#### [RAW DATA]
****

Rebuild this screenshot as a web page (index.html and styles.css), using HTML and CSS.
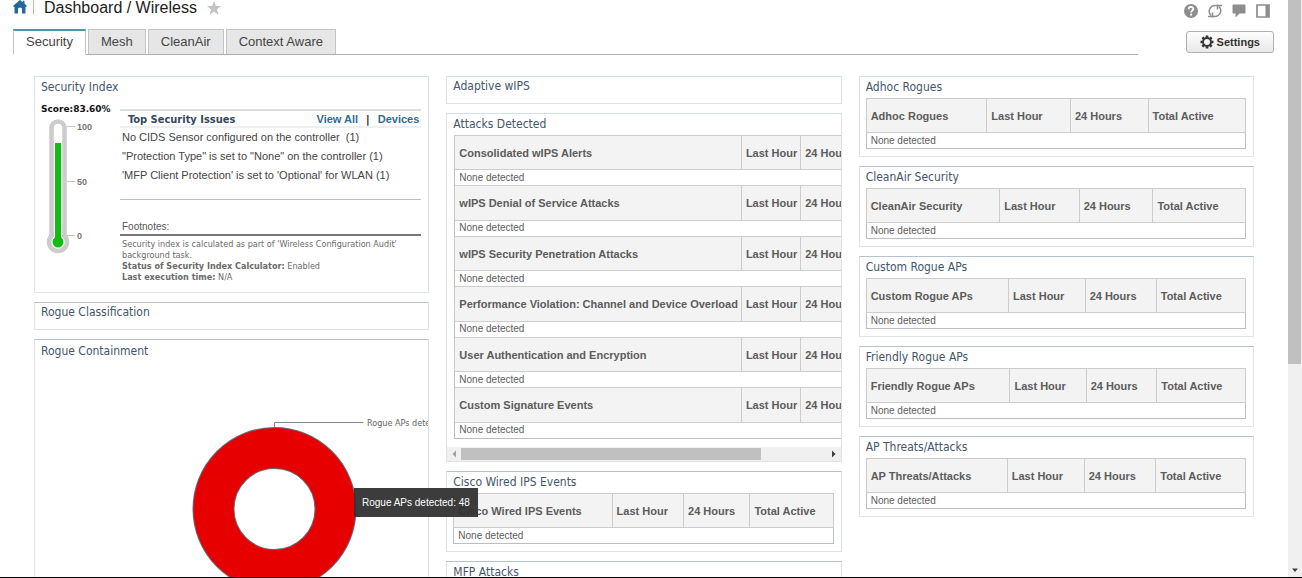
FILE: index.html
```html
<!DOCTYPE html>
<html lang="en">
<head>
<meta charset="utf-8">
<title>Dashboard / Wireless</title>
<link rel="stylesheet" href="styles.css">
</head>
<body>
<div class="app">
  <div class="page">
    <header class="topbar">
      <a class="home" href="#" aria-label="Home"><svg width="14" height="14" viewBox="0 0 14 14"><path d="M7 0 .5 5.500V7H1.500v6.500h3.500V8.500q2-2 4 0v5h3.500V7h1V5.500L11.500 3.800V.8H9.700v1.500z" fill="#1f699b"/></svg></a>
      <span class="divider"></span>
      <h1 class="title">Dashboard / Wireless</h1>
      <button class="icon-btn" aria-label="Add to favorites"><svg width="14" height="14" viewBox="0 0 14 14"><path d="M7 0 9 5h5l-4 3.400L11.500 14 7 10.600 2.500 14 4 8.400 0 5h5z" fill="#c3c3c3"/></svg></button>
      <div class="tools">
        <button class="icon-btn" aria-label="Help"><svg width="14" height="14" viewBox="0 0 14 14"><circle cx="7" cy="7" r="7" fill="#8d8d8d"/><path d="M4.700 5.200C4.700 2.200 9.400 2.300 9.300 5c0 1.500-2.200 1.700-2.200 3.500" fill="none" stroke="#fff" stroke-width="1.800"/><rect x="6.200" y="9.700" width="1.900" height="1.900" fill="#fff"/></svg></button>
        <button class="icon-btn" aria-label="Refresh"><svg width="14" height="14" viewBox="0 0 14 14" fill="none" stroke="#8d8d8d" stroke-width="1.500"><path d="M3 11.500C-.5 8 1.500 1.500 7.500 1.500h3M11 2.500c3.500 3.500 1.500 10-4.500 10h-3"/><path d="M9.500 5.500V1.500H14M4.500 8.500v4H0"/></svg></button>
        <button class="icon-btn" aria-label="Feedback"><svg width="14" height="14" viewBox="0 0 14 14"><path d="M1.500.5h11q1 0 1 1v7q0 1-1 1H7.500L3.500 13.500v-4h-2q-1 0-1-1v-7q0-1 1-1z" fill="#8d8d8d"/></svg></button>
        <button class="icon-btn" aria-label="Side panel"><svg width="14" height="14" viewBox="0 0 14 14"><path d="M1 1h12v12H1z" fill="#fff" stroke="#8d8d8d" stroke-width="1.700"/><path d="M9.500 1H13v12H9.500z" fill="#8d8d8d"/></svg></button>
      </div>
    </header>
    <div class="subbar">
      <nav class="tabs">
        <a class="tab tab-active" href="#">Security</a>
        <a class="tab" href="#">Mesh</a>
        <a class="tab" href="#">CleanAir</a>
        <a class="tab" href="#">Context Aware</a>
      </nav>
      <button class="settings"><svg width="14" height="14" viewBox="0 0 14 14"><circle cx="7" cy="7" r="4" fill="none" stroke="#333" stroke-width="1.900"/><path d="M7 .5v2M7 11.500v2M.5 7h2M11.500 7h2M2.400 2.400l1.400 1.400M10.200 10.200l1.400 1.400M11.600 2.400l-1.400 1.400M3.800 10.200l-1.400 1.400" stroke="#333" stroke-width="2.600"/></svg>Settings</button>
    </div>
    <main class="columns">
      <div class="column">
        <section class="panel index-panel">
          <h2 class="panel-title">Security Index</h2>
          <div class="index">
            <div class="gauge">
              <div class="score">Score:83.60%</div>
              <svg width="60" height="138" viewBox="0 0 60 138">
                <path d="M10.500 122V12a6.500 6.500 0 0 1 13 0v110" fill="#fff" stroke="#ccc" stroke-width="4.500"/>
                <circle cx="17" cy="126" r="9" fill="#fff" stroke="#ccc" stroke-width="4.500"/>
                <path d="M13 12a4 4 0 0 1 8 0v110h-8z" fill="#fff"/>
                <path d="M14 27h6v98h-6z" fill="#12bd12"/>
                <circle cx="17" cy="126" r="5.500" fill="#12bd12"/>
                <path d="M26 10.500h8M26 65.500h8M26 119.500h8" stroke="#c4c4c4"/>
                <g class="scale"><text x="36" y="14">100</text><text x="36" y="69">50</text><text x="36" y="123">0</text></g>
              </svg>
            </div>
            <div class="issues">
              <div class="issues-head">
                <h3 class="issues-title">Top Security Issues</h3>
                <a href="#">View All</a><span class="bar">|</span><a href="#">Devices</a>
              </div>
              <ul class="issue-list">
                <li>No CIDS Sensor configured on the controller &nbsp;(1)</li>
                <li>"Protection Type" is set to "None" on the controller (1)</li>
                <li>'MFP Client Protection' is set to 'Optional' for WLAN (1)</li>
              </ul>
              <h3 class="notes-title">Footnotes:</h3>
              <div class="notes">
                <p>Security index is calculated as part of 'Wireless Configuration Audit' background task.</p>
                <p><b>Status of Security Index Calculator:</b> Enabled</p>
                <p><b>Last execution time:</b> N/A</p>
              </div>
            </div>
          </div>
        </section>
        <section class="panel panel-strong panel-short"><h2 class="panel-title">Rogue Classification</h2></section>
        <section class="panel panel-strong containment">
          <h2 class="panel-title">Rogue Containment</h2>
          <div class="chart">
            <svg width="480" height="240" viewBox="0 0 480 240" role="img" aria-label="Rogue APs detected: 48">
              <circle cx="233.500" cy="147" r="61" fill="none" stroke="#656b7a" stroke-width="42"/>
              <circle cx="233.500" cy="147" r="61" fill="none" stroke="#e60000" stroke-width="40"/>
              <path d="M233.500 65v-4.500h89" fill="none" stroke="#7d8484"/>
              <text class="slice-label" x="326" y="64">Rogue APs detected</text>
            </svg>
          </div>
          <div class="tooltip">Rogue APs detected: 48</div>
        </section>
      </div>
      <div class="column">
        <section class="panel panel-short"><h2 class="panel-title">Adaptive wIPS</h2></section>
        <section class="panel attacks">
          <h2 class="panel-title">Attacks Detected</h2>
          <div class="clip">
            <table class="grid grid-attacks">
              <tr><th>Consolidated wIPS Alerts</th><th>Last Hour</th><th>24 Hours</th></tr>
              <tr><td colspan="3">None detected</td></tr>
              <tr><th>wIPS Denial of Service Attacks</th><th>Last Hour</th><th>24 Hours</th></tr>
              <tr><td colspan="3">None detected</td></tr>
              <tr><th>wIPS Security Penetration Attacks</th><th>Last Hour</th><th>24 Hours</th></tr>
              <tr><td colspan="3">None detected</td></tr>
              <tr><th>Performance Violation: Channel and Device Overload</th><th>Last Hour</th><th>24 Hours</th></tr>
              <tr><td colspan="3">None detected</td></tr>
              <tr><th>User Authentication and Encryption</th><th>Last Hour</th><th>24 Hours</th></tr>
              <tr><td colspan="3">None detected</td></tr>
              <tr><th>Custom Signature Events</th><th>Last Hour</th><th>24 Hours</th></tr>
              <tr><td colspan="3">None detected</td></tr>
            </table>
          </div>
          <div class="hscroll">
            <svg width="14" height="14" viewBox="0 0 14 14"><path d="M9 3.500v7L5.500 7z" fill="#a0a0a0"/></svg>
            <div class="htrack"><div class="hthumb"></div></div>
            <svg width="14" height="14" viewBox="0 0 14 14"><path d="M5 3.500v7L8.500 7z" fill="#404040"/></svg>
          </div>
        </section>
        <section class="panel panel-strong">
          <h2 class="panel-title">Cisco Wired IPS Events</h2>
          <table class="grid"><tr><th>Cisco Wired IPS Events</th><th>Last Hour</th><th>24 Hours</th><th>Total Active</th></tr><tr><td colspan="4">None detected</td></tr></table>
        </section>
        <section class="panel panel-strong">
          <h2 class="panel-title">MFP Attacks</h2>
        </section>
      </div>
      <div class="column">
        <section class="panel">
          <h2 class="panel-title">Adhoc Rogues</h2>
          <table class="grid"><tr><th>Adhoc Rogues</th><th>Last Hour</th><th>24 Hours</th><th>Total Active</th></tr><tr><td colspan="4">None detected</td></tr></table>
        </section>
        <section class="panel panel-strong">
          <h2 class="panel-title">CleanAir Security</h2>
          <table class="grid"><tr><th>CleanAir Security</th><th>Last Hour</th><th>24 Hours</th><th>Total Active</th></tr><tr><td colspan="4">None detected</td></tr></table>
        </section>
        <section class="panel panel-strong">
          <h2 class="panel-title">Custom Rogue APs</h2>
          <table class="grid"><tr><th>Custom Rogue APs</th><th>Last Hour</th><th>24 Hours</th><th>Total Active</th></tr><tr><td colspan="4">None detected</td></tr></table>
        </section>
        <section class="panel panel-strong">
          <h2 class="panel-title">Friendly Rogue APs</h2>
          <table class="grid"><tr><th>Friendly Rogue APs</th><th>Last Hour</th><th>24 Hours</th><th>Total Active</th></tr><tr><td colspan="4">None detected</td></tr></table>
        </section>
        <section class="panel panel-strong">
          <h2 class="panel-title">AP Threats/Attacks</h2>
          <table class="grid"><tr><th>AP Threats/Attacks</th><th>Last Hour</th><th>24 Hours</th><th>Total Active</th></tr><tr><td colspan="4">None detected</td></tr></table>
        </section>
      </div>
    </main>
  </div>
  <div class="vscroll">
    <div class="vthumb"></div>
    <svg width="14" height="14" viewBox="0 0 14 14"><path d="M4 5.500h6L7 9z" fill="#404040"/></svg>
  </div>
</div>
</body>
</html>
```
FILE: styles.css
```css
* { box-sizing: border-box; }

body {
  margin: 0;
  background: #fff;
  color: #444;
  font-family: "Liberation Sans", Arial, sans-serif;
  font-size: 11px;
}

h1, h2, h3, p, ul { margin: 0; padding: 0; font-weight: normal; }
svg { display: block; }
a { text-decoration: none; }

.app {
  display: flex;
  height: 100vh;
  overflow: hidden;
  border-bottom: 1px solid #000;
}

.page { flex: 1; min-width: 0; overflow: hidden; }

/* Header */
.topbar {
  display: flex;
  align-items: center;
  height: 21px;
  padding: 0 18px 0 13px;
}
.home { padding-bottom: 7px; }
.divider {
  width: 1px;
  height: 14px;
  margin: 0 10px 7px 6px;
  background: #b5b5b5;
}
.title {
  padding-bottom: 6px;
  color: #1c1c1c;
  font-size: 16px;
  line-height: 16px;
}
.icon-btn { padding: 0; border: 0; background: none; }
.title + .icon-btn { margin-left: 10px; padding-bottom: 6px; }
.tools { display: flex; gap: 10px; margin-left: auto; }

.subbar {
  display: flex;
  align-items: flex-end;
  gap: 48px;
  height: 34px;
  padding: 0 14px 0 13px;
}
.tabs {
  display: flex;
  flex: 1;
  gap: 2px;
  height: 26px;
  border-bottom: 1px solid #adadad;
}
.tab {
  height: 26px;
  padding: 0 12px;
  border: 1px solid #c4c4c4;
  border-bottom-color: #adadad;
  background: #e6e6e6;
  color: #444;
  font-size: 13px;
  line-height: 24px;
}
.tab-active {
  border-top: 2px solid #4a96a3;
  border-bottom-color: #fff;
  background: #fff;
  line-height: 22px;
}
.settings {
  display: flex;
  align-items: center;
  gap: 3px;
  height: 22px;
  margin-bottom: 2px;
  padding: 0 13px;
  border: 1px solid #b0b0b0;
  border-radius: 3px;
  background: linear-gradient(#fdfdfd, #e9e9e9);
  color: #333;
  font: bold 11px "Liberation Sans", Arial, sans-serif;
}

/* Dashboard columns */
.columns {
  display: grid;
  grid-template-columns: repeat(3, minmax(0, 1fr));
  gap: 17px;
  padding: 21px 34px 0;
}
.column { display: flex; flex-direction: column; gap: 9px; }
.panel {
  padding: 0 7px 7px 6px;
  border: 1px solid #dde3e6;
  border-top-color: #d3e2ea;
}
.panel-strong { border-top-color: #b4c3cb; }
.panel-title {
  color: #42566a;
  font-family: "DejaVu Sans Condensed", "DejaVu Sans", sans-serif;
  font-size: 12px;
  font-stretch: condensed;
  line-height: 21px;
}
.panel-short .panel-title { line-height: 19px; }

.grid {
  width: 100%;
  border: 1px solid #b9bfc4;
  border-collapse: collapse;
  color: #5c5c5c;
  text-align: left;
  white-space: nowrap;
}
.grid th {
  height: 34px;
  padding: 0 3px 0 4px;
  border: 1px solid #ccc;
  background: #f3f3f3;
  font-size: 11px;
  line-height: 12px;
}
.grid td {
  height: 16px;
  padding: 0 4px;
  font-size: 10px;
  line-height: 12px;
}

/* Attacks table runs wider than its panel */
.attacks { padding: 0; }
.attacks .panel-title { padding: 0 6px; }
.clip { overflow: hidden; padding: 0 0 8px 7px; }
.grid-attacks { width: auto; height: 304px; }
.hscroll { display: flex; height: 14px; background: #f0f0f0; }
.htrack { flex: 1; padding: 1px 0; }
.hthumb { width: 82%; height: 12px; background: #c0c0c0; }

/* Security index */
.index-panel { padding-bottom: 9px; }
.index { display: flex; gap: 5px; }
.gauge { flex: none; width: 74px; padding-top: 4px; }
.score {
  color: #111;
  font: bold 9px/14px "DejaVu Sans", sans-serif;
  white-space: nowrap;
}
.scale text {
  fill: #777;
  font: bold 9px "Liberation Sans", Arial, sans-serif;
}
.issues { flex: 1; min-width: 0; padding-top: 11px; }
.issues-head {
  display: flex;
  height: 19px;
  padding: 0 2px 0 8px;
  border-top: 2px solid #d8dfe3;
  border-bottom: 2px solid #edf0f2;
  color: #111;
  font: bold 11px/17px "DejaVu Sans Condensed", "DejaVu Sans", sans-serif;
  font-stretch: condensed;
}
.issues-title { margin-right: auto; color: #35495c; font: inherit; }
.issues-head a {
  color: #2f6c93;
  font-family: "Liberation Sans", Arial, sans-serif;
}
.bar { margin: 0 8px; }
.issue-list {
  height: 72px;
  padding-left: 2px;
  border-bottom: 1px solid #b9c0c5;
  list-style: none;
  line-height: 19px;
}
.notes-title {
  padding: 20px 2px 1px;
  border-bottom: 2px solid #777;
  color: #555;
  font-size: 10px;
  line-height: 13px;
}
.notes {
  padding: 3px 2px 0;
  color: #6a6a6a;
  font: 9px/11px "DejaVu Sans Condensed", "DejaVu Sans", sans-serif;
  font-stretch: condensed;
}

/* Rogue containment */
.containment { position: relative; padding: 0 0 0 6px; }
.containment .panel-title { line-height: 22px; }
.chart { overflow: hidden; }
.slice-label {
  fill: #666;
  font: 9px "DejaVu Sans Condensed", "DejaVu Sans", sans-serif;
  font-stretch: condensed;
}
.tooltip {
  position: absolute;
  z-index: 2;
  top: 148px;
  left: 319px;
  padding: 0 8px;
  background: rgba(50, 50, 50, 0.95);
  color: #fff;
  font-size: 10px;
  line-height: 29px;
  white-space: nowrap;
}

/* Window scrollbar */
.vscroll {
  display: flex;
  flex-direction: column;
  justify-content: space-between;
  width: 14px;
  background: #f0f0f0;
}
.vthumb { width: 13px; height: 63%; background: #c0c0c0; }
```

****

#### [DIRECTIVE]
Write out every line of the data that holds the word "page".

#### [EXPECTED ANSWER]
Rebuild this screenshot as a web page (index.html and styles.css), using HTML and CSS.
  <div class="page">
.page { flex: 1; min-width: 0; overflow: hidden; }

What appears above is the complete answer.